Of course, this dating assumes an exact 9-month gestation period, which we know can vary from 36 – 40 weeks for a healthy birth.  It also assumes Jesus lived a complete number of years (no fraction of a year) with the virgin conception on the same day as Jesus’ death.  Not impossible, but not probable, and certainly nothing in early historical writing that proves it.

So, in the final analysis, we really don’t know the day Jesus Christ was born.

But what of the Bible?  Surely the celebration of Jesus’ birth is mentioned as part of its accounting of the early church, in Acts or the epistles.

Actually, it’s not.

The celebration of Jesus’ birth is not specifically mentioned as something we should or must do.  Nor does the Bible specifically mention that it is something we are prohibited from doing.  So which is it?  Actually, there’s a third category: those things that we are permitted to do.

“All things are lawful,” but not all things are helpful. “All things are lawful,” but not all things build up.  Let no one seek his own good, but the good of his neighbor…. So, whether you eat or drink, or whatever you do, do all to the glory of God. Give no offense to Jews or to Greeks or to the church of God, just as I try to please everyone in everything I do, not seeking my own advantage, but that of many, that they may be saved.  1 Cor 10:23-24, 31-33 (ESV)

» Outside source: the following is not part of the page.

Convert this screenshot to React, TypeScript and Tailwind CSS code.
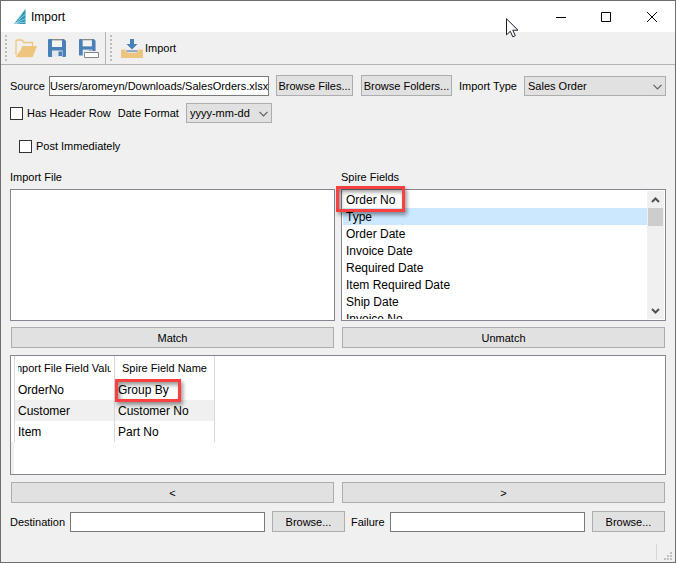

The key is our motivation.  Are we celebrating Christmas to build up ourselves?  Or to build up others and to glorify God?  Are you giving gifts to get some in return?  Or are you giving gifts to show the appreciation you have for others that God has placed in your life AND to point toward Jesus, the greatest gift God could ever bestow on His children?  Are you hosting a party to improve your standing among a group of people?  Or are you hosting an event to bless those around you, perhaps even those less fortunate, AND to point to Jesus, our Bread and Water of Life, a life that he gives in abundance?

So celebrate Christmas on the 25th of December, as when most do, but with the right motivation.  Just because we don’t know the exact day of Jesus’ physical birth does not change the fact that he was born.  There’s plenty in the Old and New Testament that attest to this fact.  Not only this, we know He lived a sinless life, died, was buried, and rose again, not only to pay our sin debt, but to impart righteousness.  What a wonderful time of the year, in your giving and in your hospitality, to tell others the good news of Jesus Christ!

Merry Christmas!

(1) McGowan, Andrew (2014-08-12). How December 25 Became Christmas. Bible History Daily – Biblical Archaeology Society. http://www.biblicalarchaeology.org/daily/biblical-topics/new-testament/how-december-25-became-christmas/  Accessed 17 December 2014

(2) A gloss on a manuscript of Dionysius Bar Salibi, d. 1171; see Talley, Origins, pp. 101–102.